Anima, fatti animo
Questa volta iniziamo da subito, fin dal titolo, con un verso poetico di Maria Luisa Spaziani, grande poetessa italiana scomparsa nel giugno scorso. Poi può succedere come ci capitava a scuola, o almeno capitava a me, che una poesia potesse essere interpretata in vari modi. E io perplesso mi domandavo se davvero l’autore avesse inteso proferire quel concetto che il professore stava cercando di spiegarci, o avesse in mente tutt’altro. Ma oggi mi arrischio lo stesso, perché mi sembra ne valga la pena. In questo inizio di Quaresima, l’ennesima, l’ultima ormai di una ragguardevole schiera, che arriva scialba come tutte le esperienze trite e ritrite. Di cui conosciamo i protagonisti, l’evolversi e la fine, senza nemmeno aspettare i titoli di coda, anche se facciamo finta che sia ogni volta una prima visione. E che perciò non ci sorprende più, se almeno un po’ ancora scalda il nostro cuore. Forse anche perché siamo stanchi di troppa «quaresima», brutte notizie che ci cingono d’assedio, ma alle quali non ci rassegniamo: violenze contro innocenti, carneficine disumane, ruberie elevate a sistema anche nei nostri palazzi della politica, egoismi di parte preposti a qualsiasi bene comune, diffidenze e disimpegni come regolatori di relazioni. Da molte piaghe della terra sale al cielo la bestemmia di mille bocche. Ma il cielo sembra restarsene indifferente, e in guerra sono sempre i soliti a crepare.
Cambia davvero poco, se piuttosto che guardarmi attorno mi guardo dentro. Non mi ricordo neanche più quand’è stata l’ultima volta che mi son fatto un solenne proposito di cambiamento. Mi ricordo invece molto bene che anche quello è andato a finire tra i trofei appesi alla parete delle mie infedeltà. Ben poco di cui gloriarsi con gli amici, ma abbastanza per deprimersi, umanamente e spiritualmente. Voglio allora provare a lasciarmi provocare da quest’altra Quaresima, che mi sta aprendo il cammino verso la Pasqua. Cerco di farlo nella consapevolezza che non c’è «la» vita, c’è «questa» vita. Che non posso permettermi di vivere nella perenne attesa di tempi migliori o nel lagnoso rimpianto di quelli d’oro passati. Perché «questo» è il mio tempo migliore. Se non altro, nel senso che è l’unico che ho a disposizione. Non sarà all’altezza fin che vogliamo, ma questo passa il cielo.
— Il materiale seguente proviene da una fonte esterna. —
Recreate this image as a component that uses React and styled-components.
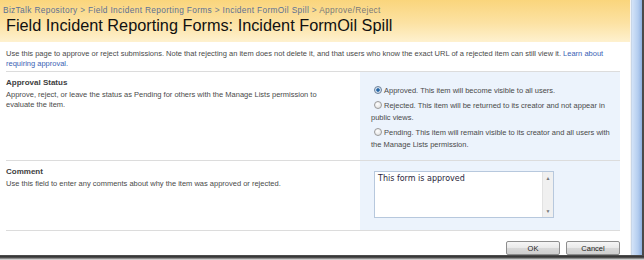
import React from "react";
import styled, { createGlobalStyle } from "styled-components";

const GlobalStyle = createGlobalStyle`
  html, body {
    margin: 0;
    padding: 0;
    background: #ffffff;
  }
  body {
    font-family: "Liberation Sans", Arial, sans-serif;
  }
`;

const Window = styled.div`
  width: 644px;
  height: 260px;
  display: flex;
  flex-direction: column;
  overflow: hidden;
  background: #ffffff;
`;

const Body = styled.div`
  flex: 1;
  display: flex;
  min-height: 0;
`;

const Page = styled.div`
  flex: 1;
  display: flex;
  flex-direction: column;
  background: #ffffff;
  border-right: 1px solid #f4f4f4;
`;

const Frame = styled.div`
  width: 10px;
  background: linear-gradient(to right, #d3e3f8 0%, #b4cdef 60%, #8fb0e0 100%);
  border-left: 1px solid #c8d6e8;
  border-right: 2px solid #4a4a4a;
`;

const Shadow = styled.div`
  height: 5px;
  background: linear-gradient(to bottom, #555 0%, #2e2e2e 40%, #9a9a9a 75%, #f0f0f0 100%);
`;

const Header = styled.div`
  height: 42px;
  padding: 5px 0 0 3px;
  box-sizing: border-box;
  background: linear-gradient(to bottom, #fad57c 0%, #fce2a3 55%, #fef1cf 100%);
`;

const Crumbs = styled.div`
  font-size: 8.3px;
  letter-spacing: 0.35px;
  color: #6f7c8c;
  white-space: nowrap;
`;

const Crumb = styled.span`
  color: ${({ $current }) => ($current ? "#7a7a7a" : "#5d7194")};
`;

const Title = styled.h1`
  margin: 1px 0 0 3px;
  font-size: 16.3px;
  font-weight: normal;
  color: #111;
  white-space: nowrap;
`;

const Intro = styled.p`
  margin: 0;
  padding: 7px 6px 0 6px;
  height: 30px;
  box-sizing: border-box;
  font-size: 7.5px;
  line-height: 10px;
  color: #4a4a4a;
  white-space: nowrap;
`;

const Link = styled.a`
  color: #3a62b4;
  text-decoration: none;
`;

const Section = styled.div`
  display: grid;
  grid-template-columns: 354px 260px;
  margin: 0 10px 0 6px;
  border-top: 1px solid #dcdcdc;
  height: ${({ $h }) => $h}px;
  box-sizing: border-box;
`;

const Info = styled.div`
  padding-top: 5px;
`;

const Label = styled.div`
  font-size: 8px;
  font-weight: bold;
  color: #404040;
  line-height: 11px;
`;

const Hint = styled.div`
  margin-top: 2px;
  font-size: 7.5px;
  line-height: 10px;
  color: #4a4a4a;
`;

const Panel = styled.div`
  background: #ecf3fc;
  padding: ${({ $top }) => $top}px 10px 0 11px;
  display: flex;
  flex-direction: column;
  gap: 3px;
`;

const Option = styled.label`
  font-size: 7.5px;
  line-height: 12px;
  color: #4a4a4a;
`;

const Radio = styled.input.attrs({ type: "radio" })`
  appearance: none;
  width: 8px;
  height: 8px;
  margin: 0 2px 0 3px;
  vertical-align: -1px;
  border-radius: 50%;
  border: 1px solid #9a9a9a;
  box-sizing: border-box;
  background: radial-gradient(circle at 40% 35%, #ffffff 0%, #dcdcdc 100%);
  &:checked {
    border-color: #6a7f99;
    background: radial-gradient(circle, #1e5d9c 0%, #2f6fae 35%, #c9d9ea 45%, #eef3f8 100%);
  }
`;

const Comment = styled.div`
  margin: 10px 0 0 3px;
  width: 180px;
  height: 47px;
  display: flex;
  border: 1px solid #b7c8dd;
  background: #ffffff;
  box-sizing: border-box;
`;

const TextBox = styled.textarea`
  flex: 1;
  border: none;
  resize: none;
  outline: none;
  padding: 2px 3px;
  font-family: "DejaVu Sans", Verdana, sans-serif;
  font-size: 8px;
  color: #2a1f3d;
  background: transparent;
`;

const Scroll = styled.div`
  width: 10px;
  background: #f0f0f0;
  border-left: 1px solid #e2e2e2;
  display: flex;
  flex-direction: column;
  justify-content: space-between;
  align-items: center;
  padding: 3px 0;
  font-size: 5px;
  color: #777;
`;

const Footer = styled.div`
  display: flex;
  justify-content: flex-end;
  gap: 6px;
  padding: 10px 10px 0 0;
`;

const Button = styled.button`
  width: 54px;
  height: 14px;
  padding: 0;
  font-family: "Liberation Sans", Arial, sans-serif;
  font-size: 7.5px;
  color: #222;
  border: 1px solid #8e8e8e;
  border-radius: 2px;
  background: linear-gradient(to bottom, #f6f6f6 0%, #e9e9e9 50%, #d9d9d9 51%, #cfcfcf 100%);
`;

export default function App() {
  return (
    <Window>
      <GlobalStyle />
      <Body>
        <Page>
          <Header>
            <Crumbs>
              <Crumb>BizTalk Repository</Crumb> &gt;{" "}
              <Crumb>Field Incident Reporting Forms</Crumb> &gt;{" "}
              <Crumb>Incident FormOil Spill</Crumb> &gt;{" "}
              <Crumb $current>Approve/Reject</Crumb>
            </Crumbs>
            <Title>Field Incident Reporting Forms: Incident FormOil Spill</Title>
          </Header>
          <Intro>
            Use this page to approve or reject submissions. Note that rejecting an item does not
            delete it, and that users who know the exact URL of a rejected item can still view it.{" "}
            <Link href="#">Learn about</Link>
            <br />
            <Link href="#">requiring approval.</Link>
          </Intro>
          <Section $h={90}>
            <Info>
              <Label>Approval Status</Label>
              <Hint>
                Approve, reject, or leave the status as Pending for others with the Manage Lists
                permission to
                <br />
                evaluate the item.
              </Hint>
            </Info>
            <Panel $top={13}>
              <Option>
                <Radio name="status" defaultChecked />
                Approved. This item will become visible to all users.
              </Option>
              <Option>
                <Radio name="status" />
                Rejected. This item will be returned to its creator and not appear in
                <br />
                public views.
              </Option>
              <Option>
                <Radio name="status" />
                Pending. This item will remain visible to its creator and all users with
                <br />
                the Manage Lists permission.
              </Option>
            </Panel>
          </Section>
          <Section $h={71}>
            <Info>
              <Label>Comment</Label>
              <Hint>Use this field to enter any comments about why the item was approved or rejected.</Hint>
            </Info>
            <Panel $top={0}>
              <Comment>
                <TextBox defaultValue="This form is approved" />
                <Scroll>
                  <span>▲</span>
                  <span>▼</span>
                </Scroll>
              </Comment>
            </Panel>
          </Section>
          <Section $h={1} />
          <Footer>
            <Button>OK</Button>
            <Button>Cancel</Button>
          </Footer>
        </Page>
        <Frame />
      </Body>
      <Shadow />
    </Window>
  );
}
E allora riprendo dalla strofa poetica del titolo. Dalle mie parti esclamare all’indirizzo di una persona: «Animo!», è un po’ come cercare di dargli una scossa. Come dirgli: «Datti una mossa... non restartene lì impalato o a piangerti addosso!». È bello pensare non solo che «animo» è il maschile di «anima», perciò in qualche modo a lei complementare, ma è anche la «carne» dello «spirito». Lo spirito ha bisogno di essere verificato e misurato dalla carne, e viceversa. È bello perché promessa di pienezza, consapevolezza che non posso essere l’uno senza subito essere anche l’altro. Consolazione per le mie fatiche, ma anche concretezza per i miei ideali. È Dio che fa il tifo per me. E perciò è aver fiducia nelle mie mani, in quel poco che posso provare a fare, talvolta a disfare, ma sempre a desiderare. Se si trattasse solo della mia povera carne, non ci starei. Ma invasa dallo Spirito Santo? Sì, penso proprio che potrei rischiare questa Quaresima. Una delle tante, ma occasione buona. Non per andare a cambiare il mondo, e forse neppure me stesso. Ma per andare a lucidarmi il cuore e gli occhi per vedere ciò che ancora non sono stato capace di vedere. Che la restituzione a Dio di tutti i beni che egli mi ha dato e mi dà, come mi esorta a fare san Francesco e avevano esortato a fare i profeti dell’Antico Testamento che la liturgia ci fa leggere in questo principio di Quaresima, non si esaurisce semplicemente in un atto religioso nei suoi confronti. Ma nel farmi prossimo a ogni fratello e sorella.